Bankers also uniformly report that their SME clients are becoming increasingly savvy. “Liquidity management solutions, such as sweeping and concentration, used to be the sole preserve of large corporations, but now our SME customers are also looking to these sophisticated solutions to optimise the use of their funds and to increase their yields from such balances,” said DBS’s Lum Yin Fong, managing director of GTS.
This view is echoed by Som Subroto, global head of SME banking at Standard Chartered, who notes a growing trend for a combination of cash management and working capital solutions, instead of stand- alone cash management solutions. “Furthermore, the continuing global trade liberalisation has resulted in more sophisticated cash management solutions (such as cross-border financing against domestic cash deposits under the China cross-border trade settlement policy), and it is a trend that is likely to continue in 2011 and beyond,” he said.

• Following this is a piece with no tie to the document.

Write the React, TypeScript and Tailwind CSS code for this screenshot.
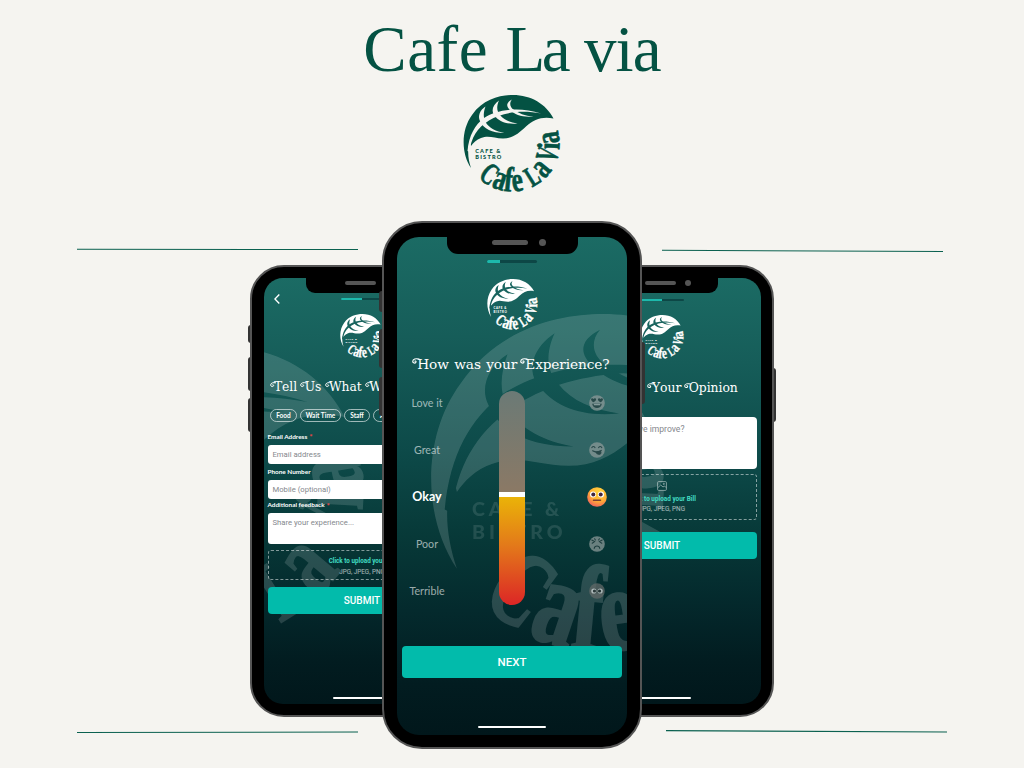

Overseas expansion and an end to paper and fax-based systems requires banks to invest in technology and a global footprint.
“It is a natural progression for SMEs that as they grow bigger, their requirements grow more complex. A lot of the local banks have very strong capabilities in their own markets, but it is a little more complex for them to address the needs of clients across multiple markets with the same consistency. That is our bread and butter,” said Sridhar Kanthadai, managing director and head, Asia Pacific and Japan, treasury and trade solutions at Citi.
Even so, a regional footprint can be just as important. According to a UPS Asia Business Monitor report published last September, mainland Chinese SMEs now conduct most of their business in Asia Pacific. The annual survey, which covered 1,350 SMEs in 13 markets across the region, showed that 78% of mainland SMEs do business in Asia Pacific, compared to just 10% of them doing business in Europe and just 6% in the US. In addition, more than 70% listed Asia Pacific as having the best prospects for trade growth and business expansion during the next three years, according to the survey.
SMEs are fast emerging from the shadow of their larger corporate brethren, and banks are responding in kind.